Every bill creates winners and losers. Here's who stands to gain and who bears the cost.

Who Benefits

  • Local water suppliers with existing legal access to supplemental supplies — they get statutory recognition that may lower administrative friction and strengthen grant applications when proposing emergency supplies that are already legally secured.
  • Regional water authorities and joint powers entities — the bill endorses regionally developed supplies, which can justify collaborative projects and planning coordination without imposing mandates.
  • Private water suppliers and mutual water companies — the inclusive definition brings investor‑owned and privately held suppliers under the policy umbrella, making them eligible for the same policy signaling and potential programmatic incentives.
  • Municipal and agricultural customers in service areas that adopt emergency supplies — customers stand to gain greater resilience during droughts and unplanned outages if suppliers follow through with projects identified under the statute.
  • State and local planners — agencies that design drought response and grant programs gain a clean statutory purpose to prioritize emergency supply projects in voluntary programs and guidance.

Who Bears the Cost

  • Water suppliers that choose to develop emergency supplies — they will bear capital, operating, and legal costs to secure rights, build facilities, and incorporate supplies into plans when they opt in.
  • Ratepayers — if suppliers fund emergency-supply projects through rates or bonds, customers could face higher charges to pay for added infrastructure or storage capacity.
  • Local governments and regional coordinators — voluntary regional efforts will require staff time, technical studies, and coordination costs that local governments or joint powers authorities may need to absorb.
  • Funding agencies and grant programs — if agencies align grant criteria with this policy, they may need to design new application rules, monitoring, and reporting, creating administrative burdens.
  • Water-right holders and counterparties — although the bill preserves rights, the process of identifying and deploying emergency supplies could spark negotiation costs or litigation over what constitutes an ‘‘established legal right’’ and how use is prioritized in shortage events.

Key Issues

The Core Tension

The bill balances two legitimate goals that pull in opposite directions: increasing resilience by encouraging emergency supplies and preserving existing water rights and contractual frameworks by avoiding mandates or interference. That produces a soft‑law approach that may protect legal stability but risks producing little material increase in emergency capacity without parallel incentives, funding, or clearer administrative rules.

AB 514 is a classic ‘‘policy signal’’ statute: it says the state prefers more emergency supplies but stops short of creating obligations, funding, or enforcement mechanisms. That gap is the principal implementation risk — absent tied funding, regulatory incentives, or changes to planning requirements, suppliers may opt not to invest, limiting real-world impact.

Practitioners should watch whether state agencies or grant programs adopt the statute as a criterion for awarding resilience funds or crafting guidance, because those downstream decisions will determine whether the policy produces projects.

The bill’s reliance on an ‘‘established legal right’’ as a gatekeeper raises thorny practical questions.

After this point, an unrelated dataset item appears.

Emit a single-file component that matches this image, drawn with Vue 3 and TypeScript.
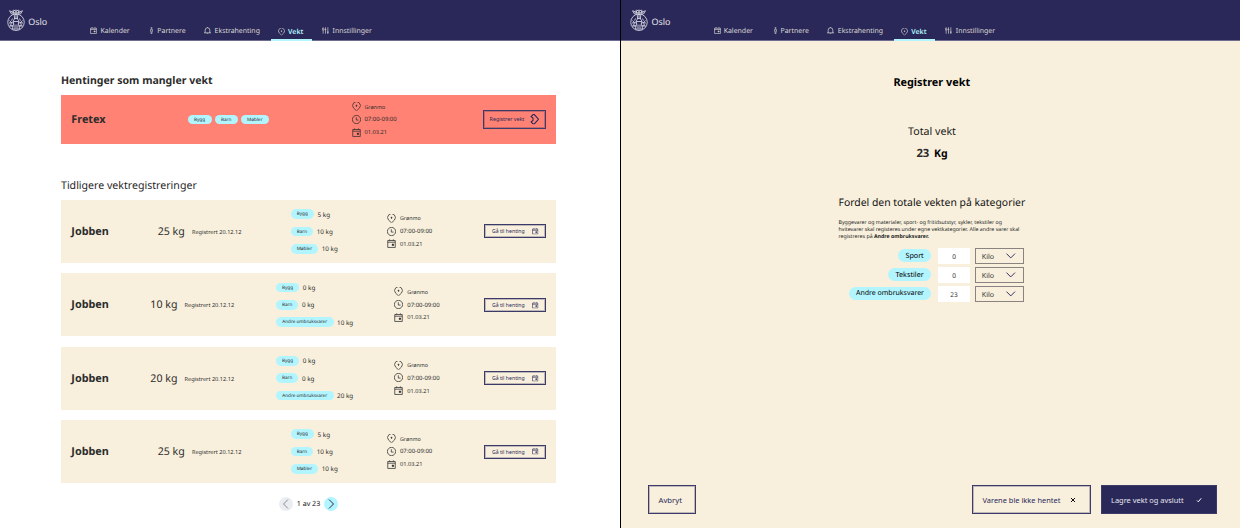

The phrase will exclude some informal mutual‑aid arrangements, temporary purchases, or supplies contingent on emergency contracts unless suppliers obtain or document a legal entitlement; proving or acquiring those rights can be costly.

The statute also asks suppliers to identify supplies in shortage or drought plans but then says it does not require plan changes. That tension leaves uncertainty about whether a supply must be in a formally updated plan to be recognized, whether previously identified supplies qualify, and who has the authority to adjudicate disputes.

Finally, by explicitly preserving water rights and contractual obligations, the bill reduces regulatory risk but may also limit creative operational solutions that would otherwise require temporary reallocation of entitlements.